Shanahan’s largest painting, Cythera, plays with all these elements in an impressive, pistachio pudding-coloured party. The attendees? A pale group of statues, busts and horses, some standing on the grass, others drowning in the river. “I think statues are such a strange filter for us – they’re supposed to represent us, but they can’t move,” says Shanahan. “No one can help anybody, and no one can help themselves – it’s a staged limbo.”

Kennedy’s work is peppered with that same, sly sense of humour. 77 Yoko Ono Hair Pieces fills one wall of the gallery with tiny, window-like frames of black and white grouped in clusters. Yoko’s in there somewhere, but the expansive staging of the piece teases the viewer, forcing them to move back and forth and focus on one window at a time in order to really take in the presence of the titular icon. It’s like staring at a life-sized negative image of an apartment building façade – intriguing and disorienting.

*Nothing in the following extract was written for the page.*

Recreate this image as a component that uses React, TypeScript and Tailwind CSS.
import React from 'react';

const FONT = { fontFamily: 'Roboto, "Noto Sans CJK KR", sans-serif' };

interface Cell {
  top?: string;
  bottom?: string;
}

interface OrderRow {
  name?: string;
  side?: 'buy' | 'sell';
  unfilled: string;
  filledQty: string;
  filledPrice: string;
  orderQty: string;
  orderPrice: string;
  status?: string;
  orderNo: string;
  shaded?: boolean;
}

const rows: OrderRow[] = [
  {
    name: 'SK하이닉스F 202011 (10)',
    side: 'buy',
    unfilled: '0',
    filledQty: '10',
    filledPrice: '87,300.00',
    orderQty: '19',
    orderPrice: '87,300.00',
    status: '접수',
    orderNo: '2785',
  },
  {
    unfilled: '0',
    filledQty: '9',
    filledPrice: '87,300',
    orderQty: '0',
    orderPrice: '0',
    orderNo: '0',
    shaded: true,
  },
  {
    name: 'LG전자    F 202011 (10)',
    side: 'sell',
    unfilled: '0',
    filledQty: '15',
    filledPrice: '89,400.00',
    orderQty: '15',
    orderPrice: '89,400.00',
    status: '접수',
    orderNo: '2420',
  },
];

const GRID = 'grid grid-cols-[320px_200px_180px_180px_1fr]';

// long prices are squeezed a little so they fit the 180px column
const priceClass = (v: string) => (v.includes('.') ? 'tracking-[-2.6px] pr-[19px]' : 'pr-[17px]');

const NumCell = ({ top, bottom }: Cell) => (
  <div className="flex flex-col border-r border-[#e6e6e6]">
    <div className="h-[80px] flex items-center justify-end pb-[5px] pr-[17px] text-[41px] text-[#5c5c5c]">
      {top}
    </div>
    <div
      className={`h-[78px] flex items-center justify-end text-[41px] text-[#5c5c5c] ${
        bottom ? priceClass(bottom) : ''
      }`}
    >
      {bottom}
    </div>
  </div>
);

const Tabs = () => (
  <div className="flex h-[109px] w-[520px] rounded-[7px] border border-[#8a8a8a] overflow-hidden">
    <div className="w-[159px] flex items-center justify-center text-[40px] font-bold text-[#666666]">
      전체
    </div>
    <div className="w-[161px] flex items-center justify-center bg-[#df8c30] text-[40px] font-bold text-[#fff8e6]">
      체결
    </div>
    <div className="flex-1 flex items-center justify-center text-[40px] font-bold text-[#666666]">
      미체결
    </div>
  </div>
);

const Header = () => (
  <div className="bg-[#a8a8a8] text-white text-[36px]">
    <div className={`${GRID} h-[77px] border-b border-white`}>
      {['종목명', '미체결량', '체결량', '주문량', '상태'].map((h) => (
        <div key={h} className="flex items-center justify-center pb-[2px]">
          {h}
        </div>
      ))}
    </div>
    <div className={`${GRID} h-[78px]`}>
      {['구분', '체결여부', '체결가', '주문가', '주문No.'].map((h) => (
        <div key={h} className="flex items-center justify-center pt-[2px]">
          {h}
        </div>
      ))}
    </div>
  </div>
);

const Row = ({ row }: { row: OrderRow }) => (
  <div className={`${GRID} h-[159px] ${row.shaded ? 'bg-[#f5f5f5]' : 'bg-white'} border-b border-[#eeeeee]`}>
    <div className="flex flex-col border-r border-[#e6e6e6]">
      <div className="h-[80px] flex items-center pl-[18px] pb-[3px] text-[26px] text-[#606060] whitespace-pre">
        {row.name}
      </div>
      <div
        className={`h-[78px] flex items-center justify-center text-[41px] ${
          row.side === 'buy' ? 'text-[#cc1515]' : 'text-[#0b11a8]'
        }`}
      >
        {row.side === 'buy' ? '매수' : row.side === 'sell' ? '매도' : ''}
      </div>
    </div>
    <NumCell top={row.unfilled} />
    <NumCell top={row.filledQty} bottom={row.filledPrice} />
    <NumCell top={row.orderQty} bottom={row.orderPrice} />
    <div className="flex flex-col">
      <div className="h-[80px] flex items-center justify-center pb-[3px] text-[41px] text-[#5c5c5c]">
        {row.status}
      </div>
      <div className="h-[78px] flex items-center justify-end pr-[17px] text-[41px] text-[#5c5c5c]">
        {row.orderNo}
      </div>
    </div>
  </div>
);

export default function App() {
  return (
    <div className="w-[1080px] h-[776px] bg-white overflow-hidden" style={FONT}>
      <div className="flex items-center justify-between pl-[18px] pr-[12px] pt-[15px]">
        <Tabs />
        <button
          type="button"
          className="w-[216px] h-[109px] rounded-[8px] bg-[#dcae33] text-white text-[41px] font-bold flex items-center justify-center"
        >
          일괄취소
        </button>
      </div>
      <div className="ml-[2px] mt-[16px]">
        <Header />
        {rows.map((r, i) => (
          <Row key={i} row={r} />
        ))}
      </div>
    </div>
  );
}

Viewers’ eyes will then likely settle into two of Shanahan’s paintings on the opposite wall with their strong, central focal points and bold colours. “This series,” she explains of Green Cupid #4 and Purple Cupid #5, “was about not being lazy, and not letting something be undercooked. I had done one layer of swirl and thought: ‘I’m not going to touch it.’ Then I left it for an afternoon and thought: ‘It’s still bothering me. I know it’s going to look so much better if I do one more layer.’”

It’s that kind of blossoming artistic intuition that guides this fun and fascinating collection of paintings, watercolours and yes … confetti. When asked what goal they’d set for themselves after graduating from Concordia’s Studio Arts department with distinction and turning their gallery space, Room and Board, into a personal studio, Shanahan replies in earnest. “To try to shed some layers of bad student work, which I feel took me a year and half to get through … to make a lot of crappy paintings and try a lot of awkward styles and get somewhere that starts getting more interesting.” Nyx, perhaps more than any other piece, with its deceptively simple swirls of oil paint and sparkles evoking all the infinite mysteries of a star-filled sky, proves they’ve succeeded.

Meet Emily Shanahan and Corina Kennedy tonight during the vernissage for live in the lost, which runs at the Warren G Flowers Art Gallery in Dawson College until February 27th.